Hey Superior paper, thank you so much for responding! I have been out due to a back injury. The blog is now live! I will be logging on everyday to respond!
"A friend in need is a friend indeed." I am personally not the type of person that needs to see my friends all the time, not only because our schedules don't allow it, but I truly believe when we work on ourselves and become the type of friend we want to have, we will start attracting those type of friends. Attract and maintain are different however. You can attract many, but only maintain a couple. In order to maintain, takes a lot of effort i.e. sticking by your side through thick and thin. Those who "leave" and are "not there" for you are not necessarily bad friends. From a different angle, they can be giving you space to grow, to become more independent.
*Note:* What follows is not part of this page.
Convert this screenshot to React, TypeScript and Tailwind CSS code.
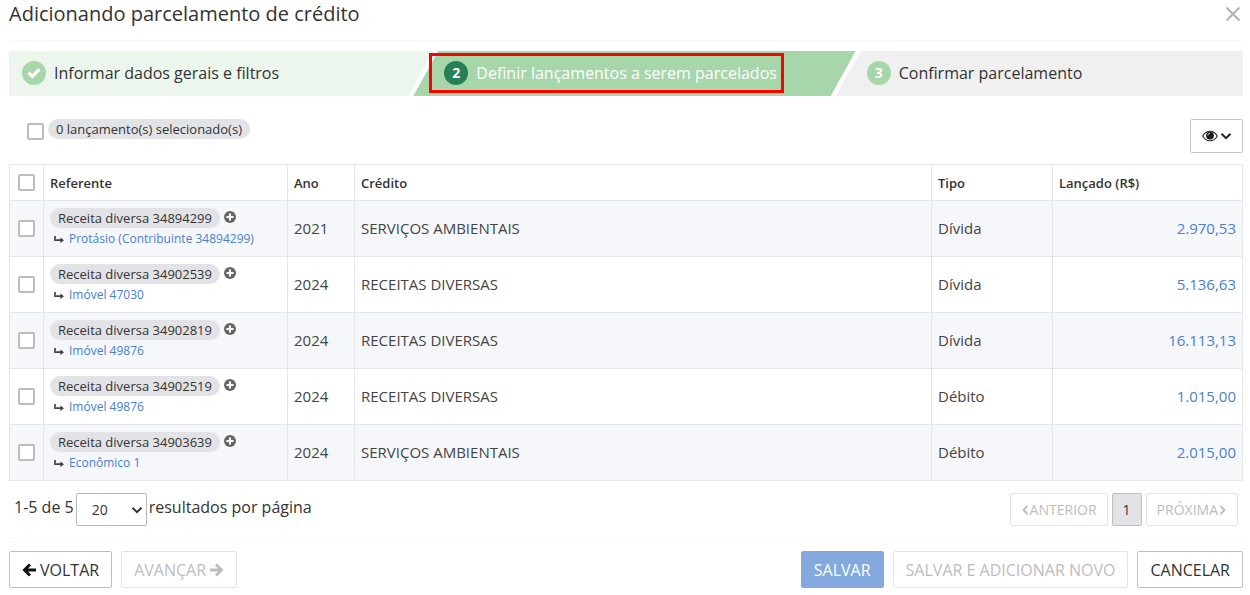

I had to break off 2 friendships this year. One which the other party was becoming too dependent on me only after meeting for 1 year and the other one which I was becoming too dependent on the other party after 12 years. At the end of the day is about core values and how much effort each person puts in. I truly believe I put in a healthy level of effort into each friendship and if I did anymore, I would have had compromised my values. It's hard to make new friends at this age, but it is even harder to maintain a friendship that is no longer helping you grow as a person. It was a necessary "cleanse." I know those 2 friends (especially the one that became too dependent on me) had their own things to work on as well. Perhaps we'll reconnect in the future. For the time being, just focus on you :)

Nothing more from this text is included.